Stated task ▸
In the listing below, locate the lines that hold the string "Tailwind". Copy those lines.

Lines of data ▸
↓

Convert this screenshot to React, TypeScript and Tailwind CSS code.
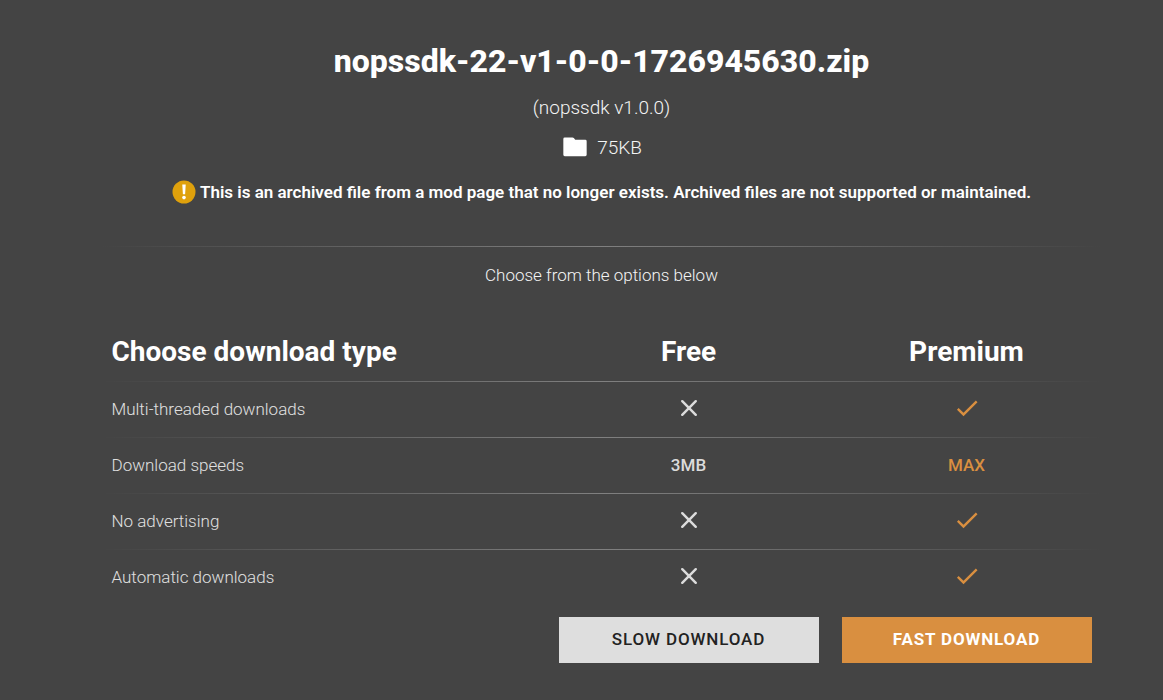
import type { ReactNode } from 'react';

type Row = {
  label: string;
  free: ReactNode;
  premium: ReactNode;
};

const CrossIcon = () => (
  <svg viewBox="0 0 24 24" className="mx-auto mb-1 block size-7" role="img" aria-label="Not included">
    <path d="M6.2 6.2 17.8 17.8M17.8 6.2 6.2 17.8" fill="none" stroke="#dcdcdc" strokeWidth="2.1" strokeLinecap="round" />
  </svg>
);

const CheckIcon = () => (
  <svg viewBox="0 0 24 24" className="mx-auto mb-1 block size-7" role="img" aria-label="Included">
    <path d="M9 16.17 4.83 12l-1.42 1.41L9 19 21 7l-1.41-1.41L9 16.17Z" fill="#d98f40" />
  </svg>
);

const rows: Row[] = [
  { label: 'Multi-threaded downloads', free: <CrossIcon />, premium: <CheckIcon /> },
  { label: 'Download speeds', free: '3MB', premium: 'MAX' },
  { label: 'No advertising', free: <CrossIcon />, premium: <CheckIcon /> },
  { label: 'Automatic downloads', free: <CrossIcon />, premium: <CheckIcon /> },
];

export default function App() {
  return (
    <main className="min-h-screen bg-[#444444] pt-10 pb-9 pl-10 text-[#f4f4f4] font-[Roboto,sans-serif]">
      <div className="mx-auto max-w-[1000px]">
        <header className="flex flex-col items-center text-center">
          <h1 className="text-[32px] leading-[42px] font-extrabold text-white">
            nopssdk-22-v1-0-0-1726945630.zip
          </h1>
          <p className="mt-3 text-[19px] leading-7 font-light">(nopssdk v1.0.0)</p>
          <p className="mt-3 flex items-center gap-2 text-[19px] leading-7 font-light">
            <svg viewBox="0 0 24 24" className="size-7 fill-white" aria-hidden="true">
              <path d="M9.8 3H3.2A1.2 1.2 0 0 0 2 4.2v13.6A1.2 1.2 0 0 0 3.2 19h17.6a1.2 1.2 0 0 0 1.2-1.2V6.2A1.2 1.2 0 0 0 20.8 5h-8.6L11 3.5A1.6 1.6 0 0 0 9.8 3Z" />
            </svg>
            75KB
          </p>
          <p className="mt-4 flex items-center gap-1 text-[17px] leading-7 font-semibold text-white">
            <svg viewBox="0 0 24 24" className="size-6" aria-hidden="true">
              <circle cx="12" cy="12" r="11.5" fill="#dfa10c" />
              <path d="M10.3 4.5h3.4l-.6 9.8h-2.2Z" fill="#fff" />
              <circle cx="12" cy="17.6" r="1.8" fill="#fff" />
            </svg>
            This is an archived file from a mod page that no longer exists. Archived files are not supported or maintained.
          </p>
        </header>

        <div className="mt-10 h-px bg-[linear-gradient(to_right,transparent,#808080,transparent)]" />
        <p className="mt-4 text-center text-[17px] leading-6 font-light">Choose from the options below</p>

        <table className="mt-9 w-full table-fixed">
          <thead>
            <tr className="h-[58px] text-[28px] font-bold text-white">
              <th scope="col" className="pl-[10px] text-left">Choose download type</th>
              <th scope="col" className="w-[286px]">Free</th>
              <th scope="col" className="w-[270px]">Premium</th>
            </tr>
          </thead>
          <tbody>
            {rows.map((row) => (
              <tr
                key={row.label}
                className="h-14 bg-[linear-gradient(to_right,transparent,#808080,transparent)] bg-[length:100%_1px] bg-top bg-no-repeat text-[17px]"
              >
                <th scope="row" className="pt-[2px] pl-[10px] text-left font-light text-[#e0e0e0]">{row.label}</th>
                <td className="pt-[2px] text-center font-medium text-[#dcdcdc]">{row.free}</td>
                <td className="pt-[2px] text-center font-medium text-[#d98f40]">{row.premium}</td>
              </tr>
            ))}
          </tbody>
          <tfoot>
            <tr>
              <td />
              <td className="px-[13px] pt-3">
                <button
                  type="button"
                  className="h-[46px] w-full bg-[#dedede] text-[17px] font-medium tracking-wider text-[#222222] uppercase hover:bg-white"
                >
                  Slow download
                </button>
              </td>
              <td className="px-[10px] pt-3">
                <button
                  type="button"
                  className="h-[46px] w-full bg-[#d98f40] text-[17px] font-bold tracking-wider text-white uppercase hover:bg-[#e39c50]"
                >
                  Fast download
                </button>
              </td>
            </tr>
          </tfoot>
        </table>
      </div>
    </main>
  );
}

↑
↓

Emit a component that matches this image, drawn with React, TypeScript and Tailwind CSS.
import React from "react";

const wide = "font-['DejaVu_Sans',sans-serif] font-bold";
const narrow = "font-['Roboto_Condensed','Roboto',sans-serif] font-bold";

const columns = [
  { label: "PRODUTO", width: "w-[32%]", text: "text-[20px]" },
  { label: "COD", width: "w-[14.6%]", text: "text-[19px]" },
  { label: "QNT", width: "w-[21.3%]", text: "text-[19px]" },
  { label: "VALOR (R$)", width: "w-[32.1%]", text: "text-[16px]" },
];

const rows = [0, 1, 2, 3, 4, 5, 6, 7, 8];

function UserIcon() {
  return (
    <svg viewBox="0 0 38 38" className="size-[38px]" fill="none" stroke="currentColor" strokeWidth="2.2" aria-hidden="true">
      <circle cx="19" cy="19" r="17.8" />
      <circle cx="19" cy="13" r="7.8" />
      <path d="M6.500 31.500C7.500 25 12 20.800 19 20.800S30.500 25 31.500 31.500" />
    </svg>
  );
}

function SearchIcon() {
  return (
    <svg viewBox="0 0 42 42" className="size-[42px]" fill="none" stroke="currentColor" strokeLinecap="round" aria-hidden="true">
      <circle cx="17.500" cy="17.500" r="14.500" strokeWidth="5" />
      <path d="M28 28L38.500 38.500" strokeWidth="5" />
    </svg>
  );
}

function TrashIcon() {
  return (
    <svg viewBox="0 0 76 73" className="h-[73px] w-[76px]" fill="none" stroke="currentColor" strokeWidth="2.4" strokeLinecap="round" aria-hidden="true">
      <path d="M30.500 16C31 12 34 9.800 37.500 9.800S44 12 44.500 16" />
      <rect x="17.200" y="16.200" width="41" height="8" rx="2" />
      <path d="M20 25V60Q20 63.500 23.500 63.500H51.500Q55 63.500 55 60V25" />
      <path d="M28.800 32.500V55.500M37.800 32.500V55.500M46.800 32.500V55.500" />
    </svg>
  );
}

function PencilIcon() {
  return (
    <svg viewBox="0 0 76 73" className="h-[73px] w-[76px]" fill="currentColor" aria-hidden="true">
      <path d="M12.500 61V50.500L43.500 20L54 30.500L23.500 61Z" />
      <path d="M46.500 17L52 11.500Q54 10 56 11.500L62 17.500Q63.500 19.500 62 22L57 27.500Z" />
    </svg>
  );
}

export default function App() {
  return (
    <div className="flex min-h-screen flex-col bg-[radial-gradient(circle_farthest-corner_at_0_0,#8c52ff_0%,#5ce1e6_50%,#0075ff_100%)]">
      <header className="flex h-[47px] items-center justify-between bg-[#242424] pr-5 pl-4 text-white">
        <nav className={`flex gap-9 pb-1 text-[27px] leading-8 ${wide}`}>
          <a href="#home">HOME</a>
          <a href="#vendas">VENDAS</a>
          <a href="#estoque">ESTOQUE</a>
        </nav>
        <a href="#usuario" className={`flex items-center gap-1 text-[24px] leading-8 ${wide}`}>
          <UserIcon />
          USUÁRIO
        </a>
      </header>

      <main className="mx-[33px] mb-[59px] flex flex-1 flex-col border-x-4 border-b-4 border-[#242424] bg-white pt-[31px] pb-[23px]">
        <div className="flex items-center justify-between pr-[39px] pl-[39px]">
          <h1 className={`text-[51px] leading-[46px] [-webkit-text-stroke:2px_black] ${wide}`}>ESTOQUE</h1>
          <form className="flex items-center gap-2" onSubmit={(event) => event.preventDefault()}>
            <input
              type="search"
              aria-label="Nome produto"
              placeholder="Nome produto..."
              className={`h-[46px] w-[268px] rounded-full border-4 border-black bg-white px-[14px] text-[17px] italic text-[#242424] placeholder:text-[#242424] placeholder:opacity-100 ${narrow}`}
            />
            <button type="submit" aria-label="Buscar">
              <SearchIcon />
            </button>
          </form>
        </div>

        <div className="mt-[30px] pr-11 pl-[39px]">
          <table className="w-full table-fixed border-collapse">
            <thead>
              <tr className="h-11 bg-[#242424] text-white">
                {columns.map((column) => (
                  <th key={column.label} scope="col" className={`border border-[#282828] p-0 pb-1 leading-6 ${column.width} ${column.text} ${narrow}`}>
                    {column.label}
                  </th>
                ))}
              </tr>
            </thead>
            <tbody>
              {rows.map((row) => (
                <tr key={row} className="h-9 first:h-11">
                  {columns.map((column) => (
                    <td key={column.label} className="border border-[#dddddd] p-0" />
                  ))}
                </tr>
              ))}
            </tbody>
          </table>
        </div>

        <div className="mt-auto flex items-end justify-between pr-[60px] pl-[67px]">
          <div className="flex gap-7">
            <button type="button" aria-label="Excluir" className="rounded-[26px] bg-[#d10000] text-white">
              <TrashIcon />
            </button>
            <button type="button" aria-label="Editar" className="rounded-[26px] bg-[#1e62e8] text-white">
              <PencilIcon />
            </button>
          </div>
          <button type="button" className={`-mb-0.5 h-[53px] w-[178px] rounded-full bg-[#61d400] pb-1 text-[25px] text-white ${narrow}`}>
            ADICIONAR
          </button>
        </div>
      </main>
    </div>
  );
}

↑

Solution to this problem ▸
Convert this screenshot to React, TypeScript and Tailwind CSS code.
Emit a component that matches this image, drawn with React, TypeScript and Tailwind CSS.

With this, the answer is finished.